Begin

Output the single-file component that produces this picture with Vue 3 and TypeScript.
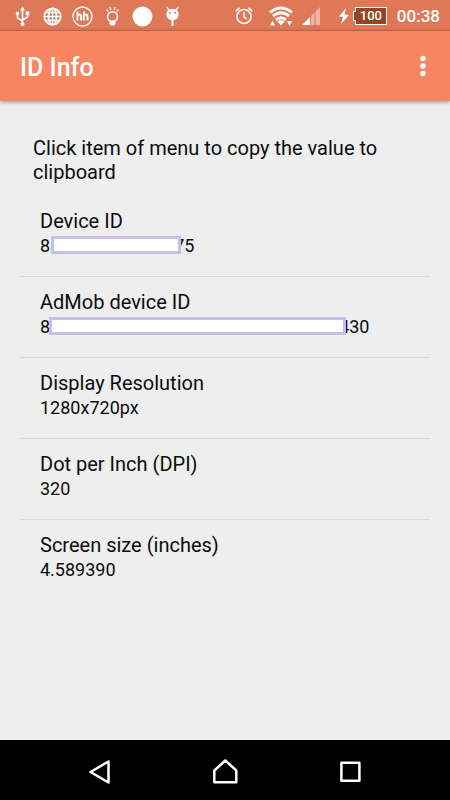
<script setup lang="ts">
interface InfoItem {
  label: string
  value: string
  mask?: 'short' | 'long'
  tail?: string
}

const hint = 'Click item of menu to copy the value to clipboard'

const items: InfoItem[] = [
  { label: 'Device ID', value: '8', mask: 'short', tail: '75' },
  { label: 'AdMob device ID', value: '8', mask: 'long', tail: '430' },
  { label: 'Display Resolution', value: '1280x720px' },
  { label: 'Dot per Inch (DPI)', value: '320' },
  { label: 'Screen size (inches)', value: '4.589390' },
]

function copyValue(item: InfoItem): void {
  navigator.clipboard?.writeText(item.value).catch(() => undefined)
}
</script>

<template>
  <div class="screen">
    <div class="status">
      <div class="notifications">
        <!-- USB -->
        <svg class="note" viewBox="0 0 21 21" fill="none" stroke="#fff" stroke-width="1.600">
          <path d="M10.500 4V18M10.500 15L5.500 12V9M10.500 14L15.500 11V8.500" />
          <path d="M10.500 0.500L13 4.500H8Z" fill="#fff" stroke="none" />
          <circle cx="10.500" cy="18" r="2" fill="#fff" stroke="none" />
          <circle cx="5.500" cy="7.500" r="1.800" fill="#fff" stroke="none" />
          <path d="M13.700 5.500h3.600v3.500h-3.600z" fill="#fff" stroke="none" />
        </svg>
        <!-- Globe -->
        <svg class="note" viewBox="0 0 21 21" fill="none" stroke="#fff" stroke-width="1.700">
          <circle cx="10.500" cy="10.500" r="8.200" />
          <ellipse cx="10.500" cy="10.500" rx="4" ry="8.200" />
          <path d="M10.500 2.300V18.700M2.300 10.500H18.700M3.500 6.500H17.500M3.500 14.500H17.500" stroke-width="1.400" />
        </svg>
        <!-- hh -->
        <svg class="note" viewBox="0 0 21 21" fill="none" stroke="#fff">
          <circle cx="10.500" cy="10.500" r="9.500" stroke-width="1.400" />
          <path d="M5.500 5.500V14.500M5.500 10.500Q5.500 8.500 7.300 8.500T9.100 10.500V14.500M11.900 5.500V14.500M11.900 10.500Q11.900 8.500 13.700 8.500T15.500 10.500V14.500" stroke-width="1.900" />
        </svg>
        <!-- Light bulb -->
        <svg class="note" viewBox="0 0 21 21" fill="none" stroke="#fff" stroke-width="1.500">
          <circle cx="10.500" cy="10.800" r="5" />
          <path d="M7.500 14.500H13.500V18L12 19.500H9L7.500 18Z" fill="#fff" stroke="none" />
          <path d="M4.500 3.500L6.300 5.500M8 1L8.800 4M13 1L12.200 4M16.500 3.500L14.700 5.500" stroke-width="1.300" />
        </svg>
        <!-- Dot -->
        <svg class="note" viewBox="0 0 21 21"><circle cx="10.500" cy="10.500" r="10" fill="#fff" /></svg>
        <!-- Robot on a stick -->
        <svg class="note" viewBox="0 0 21 21" fill="#fff">
          <path d="M5 0.600L7.500 3.300Q10.500 2 13.500 3.300L16 0.600L16.700 1.200L14.800 4Q17 5.500 16.700 9Q16 14 10.500 14T4.300 9Q4 5.500 6.200 4L4.300 1.200Z" />
          <path d="M9.500 14h2v6h-2z" />
          <circle cx="7.800" cy="7" r="0.900" fill="#df7857" />
          <circle cx="13.200" cy="7" r="0.900" fill="#df7857" />
        </svg>
      </div>
      <div class="system">
        <svg class="alarm" viewBox="0 0 20 20" fill="none" stroke="#fff" stroke-width="1.700">
          <circle cx="10" cy="10.500" r="7" />
          <path d="M10 6V11L13 13" stroke-width="1.500" />
          <path d="M1.800 5L5.500 2M18.200 5L14.500 2" stroke-width="1.800" />
        </svg>
        <svg class="wifi" viewBox="0 0 24 22" fill="none" stroke="#fff" stroke-width="2.900">
          <path d="M1 7.500Q12 -1.500 23 7.500M4 11.200Q12 4.500 20 11.200M7 14.800Q12 10.500 17 14.800" />
          <path d="M8.500 16.500Q12 14 15.500 16.500L12 20.500Z" fill="#fff" stroke="none" />
          <path d="M1 20.500L3.500 15.500L6 20.500ZM18 16H23L20.500 21Z" fill="#fff" stroke="none" />
        </svg>
        <svg class="signal" viewBox="0 0 20 20" fill="#fff">
          <path d="M1 19L9 11V19Z" />
          <path d="M10 10L13.500 6.500V19H10ZM14.500 5.500L19 1V19H14.500Z" fill-opacity="0.450" />
        </svg>
        <svg class="bolt" viewBox="0 0 12 16" fill="#fff"><path d="M8 0L1 8.500L5 9L3 16L11 7L6.500 6.500Z" /></svg>
        <div class="battery">100</div>
        <time class="clock">00:38</time>
      </div>
    </div>

    <header class="bar">
      <h1 class="title">ID Info</h1>
      <button class="more" type="button" aria-label="More options">
        <svg viewBox="0 0 6 22" width="6" height="22" fill="#fff">
          <circle cx="3" cy="3.500" r="2.700" />
          <circle cx="3" cy="11" r="2.700" />
          <circle cx="3" cy="18.500" r="2.700" />
        </svg>
      </button>
    </header>

    <main class="content">
      <p class="hint">{{ hint }}</p>
      <ul class="list">
        <li v-for="item in items" :key="item.label" class="row">
          <button class="item" type="button" @click="copyValue(item)">
            <span class="label">{{ item.label }}</span>
            <span class="value">
              <span>{{ item.value }}</span>
              <span v-if="item.mask" class="mask" :class="item.mask"></span>
              <span v-if="item.tail" class="tail">{{ item.tail }}</span>
            </span>
          </button>
        </li>
      </ul>
    </main>

    <nav class="nav">
      <button class="key" type="button" aria-label="Back">
        <svg viewBox="0 0 28 28" width="28" height="28"><path d="M4.500 14L22.500 3.500V24.500Z" /></svg>
      </button>
      <button class="key" type="button" aria-label="Home">
        <svg viewBox="0 0 28 28" width="28" height="28"><path d="M3.300 24.300V12.500L14.300 2.500L25.300 12.500V24.300Z" /></svg>
      </button>
      <button class="key" type="button" aria-label="Recent apps">
        <svg viewBox="0 0 28 28" width="28" height="28"><path d="M5.400 4.700H23.400V22.700H5.400Z" /></svg>
      </button>
    </nav>
  </div>
</template>

<style>
body {
  margin: 0;
  background: #eee;
}
</style>

<style scoped>
.screen {
  display: flex;
  flex-direction: column;
  min-height: 100vh;
  background: #eee;
  color: #0c0c0c;
  font-family: Roboto, "Noto Sans", sans-serif;
}
button {
  padding: 0;
  border: 0;
  background: none;
  color: inherit;
  font: inherit;
}
svg {
  display: block;
  flex: none;
}
.status {
  display: flex;
  box-sizing: border-box;
  justify-content: space-between;
  height: 31px;
  padding: 2px 10px 0 12px;
  border-bottom: 1px solid #c96e50;
  background: #df7857;
}
.notifications,
.system {
  display: flex;
  align-items: center;
}
.notifications {
  gap: 9px;
}
.note {
  width: 21px;
  height: 21px;
}
.alarm {
  width: 20px;
  height: 20px;
  margin-right: 15px;
}
.wifi {
  width: 24px;
  height: 22px;
  margin-right: 8px;
}
.signal {
  width: 20px;
  height: 20px;
  margin-right: 17px;
}
.bolt {
  width: 12px;
  height: 16px;
  margin-right: 5px;
}
.battery {
  position: relative;
  box-sizing: border-box;
  width: 32px;
  height: 18px;
  margin-right: 10px;
  border: 1px solid #fff;
  background: #934524;
  color: #fff;
  font-size: 13px;
  font-weight: 500;
  line-height: 16px;
  text-align: center;
}
.battery::before {
  content: "";
  position: absolute;
  top: 3px;
  left: -3px;
  width: 2px;
  height: 8px;
  border: 1px solid #fff;
  border-right: 0;
  background: #934524;
}
.clock {
  color: #fff;
  font-size: 17px;
  font-weight: 500;
  line-height: 28px;
}
.bar {
  display: flex;
  align-items: center;
  justify-content: space-between;
  height: 70px;
  padding: 0 20px;
  background: #f68560;
  box-shadow: 0 1px 4px rgba(0, 0, 0, 0.4);
}
.title {
  margin: 4px 0 0;
  color: #fff;
  font-size: 25px;
  font-weight: 500;
  line-height: 32px;
}
.more {
  padding: 0 4px;
}
.content {
  flex: 1;
  padding: 35px 20px 20px;
}
.hint {
  margin: 0;
  padding: 0 13px;
  font-size: 20px;
  line-height: 24px;
}
.list {
  margin: 12px 0 0;
  padding: 0;
  list-style: none;
}
.row + .row {
  border-top: 1px solid #d9d9d9;
}
.item {
  display: block;
  width: 100%;
  height: 80px;
  padding: 0 20px 8px;
  text-align: left;
}
.label {
  display: block;
  font-size: 20px;
  line-height: 28px;
}
.value {
  display: flex;
  align-items: center;
  height: 22px;
  font-size: 18px;
  line-height: 22px;
}
.mask {
  position: relative;
  box-sizing: border-box;
  height: 18px;
  margin-bottom: 2px;
  border: 3px solid #c8bee8;
  background: #fff;
}
.short {
  width: 130px;
  margin-left: 1px;
}
.long {
  width: 297px;
  margin-left: -1px;
}
.tail {
  margin-left: -7px;
}
.nav {
  display: flex;
  justify-content: center;
  gap: 97px;
  height: 60px;
  background: #000;
}
.key {
  display: flex;
  align-items: center;
  padding-top: 3px;
}
.key svg {
  fill: none;
  stroke: #fff;
  stroke-width: 2.5;
  stroke-linejoin: round;
}
</style>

End

- [Exercise task]
Please quote the lines of the material, beginning with the first and ending with the one that contains "const hint = 'Click", exactly as written and without any pictures.

- [Written response]
Output the single-file component that produces this picture with Vue 3 and TypeScript.
<script setup lang="ts">
interface InfoItem {
  label: string
  value: string
  mask?: 'short' | 'long'
  tail?: string
}

const hint = 'Click item of menu to copy the value to clipboard'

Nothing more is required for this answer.